Celebrating Thanksgiving With My Big Italian Family

At a traditional Thanksgiving dinner celebration, family members gather in an orderly fashion around the table and politely pass platters of succulent turkey, homemade stuffing and sweet potato pie. Italians, however, are not satisfied to celebrate such a holiday according to an expected code of culinary conduct. These food-loving goombahs are known for putting their cultural spin on anything American. No holiday is safe from Italianization, with Thanksgiving, the quintessential food-fest, a major target of such tarnishing.


Part One: Pregame

Prior to the start of the sit-down feast, there is a smaller spread which takes place over several hours. To non-Italians, it could be considered a meal all its own. However, to Italians, it’s simply an appetite-whetter. Enter the antipasto, Italian for appetizers. However, you won’t find chicken wings or guacamole dip lurking around our table. Instead, you will find a spectacular pinwheel of Italian meats and cheeses arranged on a grand platter. In addition to the usual suspects of pepperoni and salami, you’ll find other savory bites such as prosciutto, capocolla, soppressata, provolone, mortadella, and other noshes right out of a Godfather movie. And who needs plates? Just slap some prosciutto and provolone together and serve it up on a crispy hunk of Italian bread.

 

The Opening Act: Pasta

No self-respecting Italian goes without a pasta product during a meal. However, on Thanksgiving, pasta is not a side dish, but rather a course. Cue the large trays of baked ziti, manicotti, stuffed shells or lasagna, and pair it with its svelter sidekick, a tossed salad. To those unaccustomed to the ways of the ginzo, this course would be enough to leave one feeling sated. Not to the Italian, however. We’re just getting warmed up.

 

Kickoff: Goombah With a Side of Turkey

Once all family members have loosened their belts a notch, it’s time to sit down for the real show. Grandpa assumes his patriarchal seat at the head of the table while Great Uncle Louie sits opposite him; his cloth napkin tucked into his shirt like a bib. Cousins, nieces, nephews and parents assemble while Grandma brings out trays of piping hot chicken parmigiana. Next come the bowls of broccoli rabe sautéed with olive oil and garlic. And we can’t forget the red onion- green bean salad with balsamic vinaigrette or the fresh tomato, basil, mozzarella and prosciutto salad. The table is a collage of Italian flag colors. But as we pick up our forks and knives to dig in, Grandma jumps up from the table with a start. In a moment she’s back with a large platter of glistening turkey and a bowl of bread stuffing. I glance sideways at Uncle Louie and know he’s wondering how he can parmigiana that bird.
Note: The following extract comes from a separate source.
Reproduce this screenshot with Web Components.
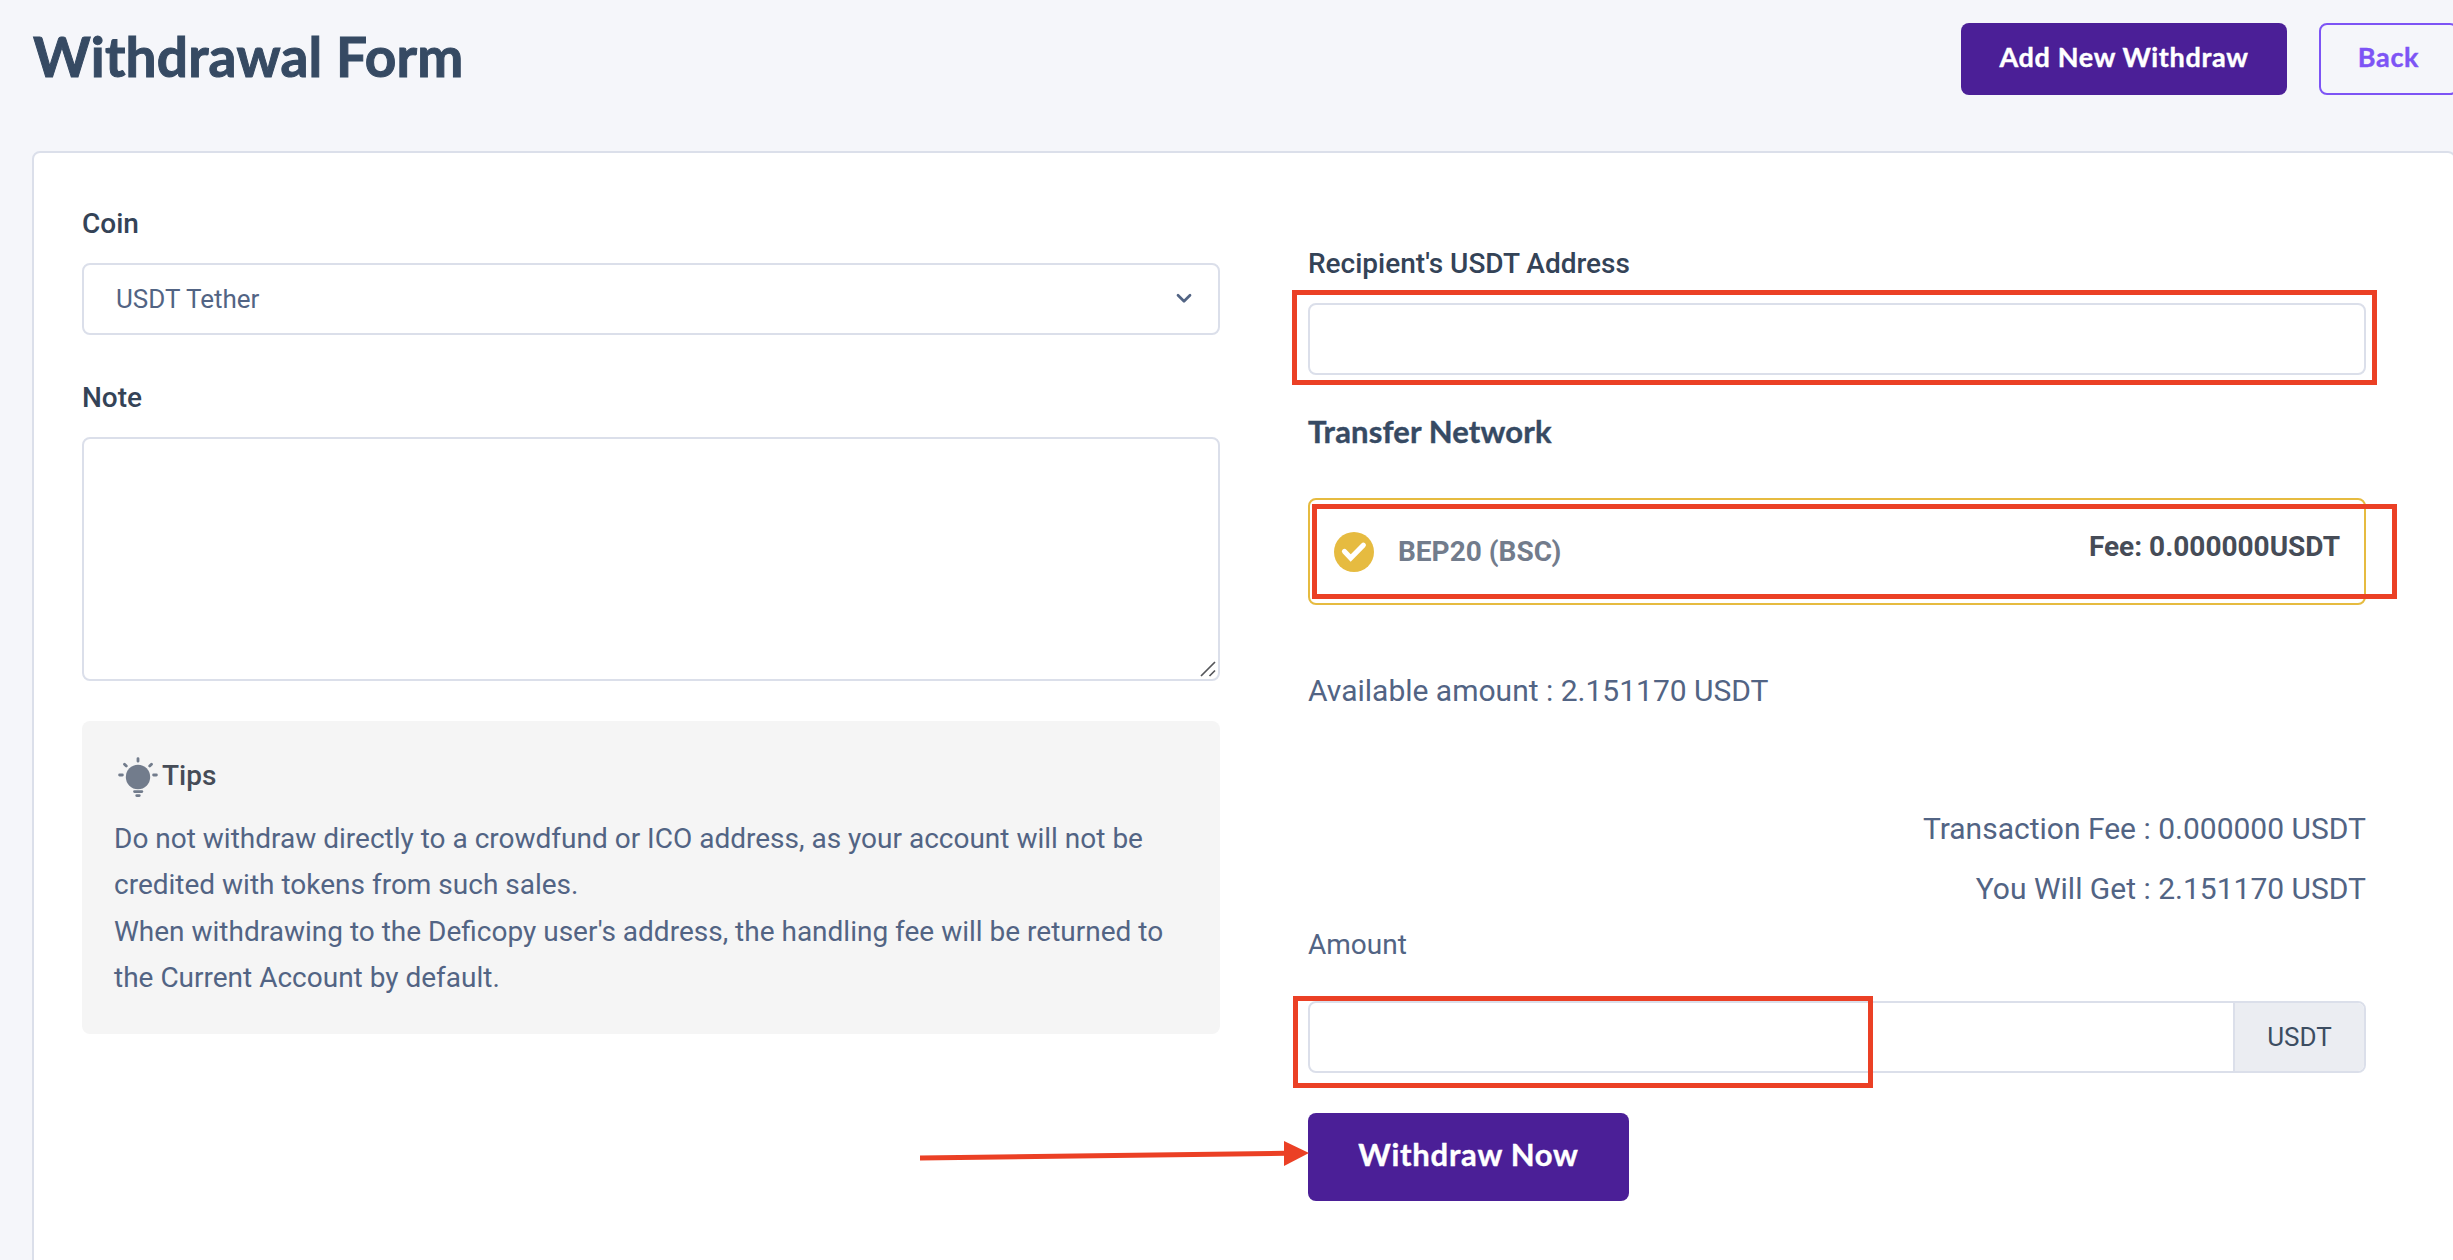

After a brief moment of thanks, arms begin reaching past innocent bystanders and elbows make contact with faces and noses. Serving spoons clang against platters and wine flows freely from the crystal decanter.

            “Gimme that plate of motzserell.”

            “Who’s got the bread?”

            “Lemme have some more chicken parmigiana.”

            A sonorous belch.

            A wet hiccup.

            “Can I have some turkey?” a young one asks.

All eyes turn toward the naïve cherub. Grandma forks a slice of the second-stringer onto the plate.

            He’ll learn, she muses.

 

Half-Time Show: Fruits and Nuts (and I don’t mean family members)

After the table has been cleared and the women are in the final stages of washing dishes, wicker baskets filled with fresh oranges, pears, figs, and assorted nuts are placed on the table. It's an appetizer before the real dessert and the time men sit around and talk politics or sports.

 

Fourth Quarter: Desserts

Because we haven’t gorged ourselves quite enough, we prepare for the finale. Alongside dainty cups brimming with espresso and Sambuca, you will find a myriad of Italian pastries: cannoli, svigadella, tiramisu, sfogliatelle, Italian rainbow (flag) cookies. You may also find one obligatory apple or pumpkin pie, but it serves as decoration rather than dessert. 

When not a crumb is left, we push our plates away, satisfied, and reflect on the meaning of the holiday. Thanksgiving is a time for gathering with loved ones. It’s a time to be thankful for all we have; for the bounty of food that autumn brings. But most of all, it’s a celebration of those who came before us, even if they didn’t know the value of a good cannoli.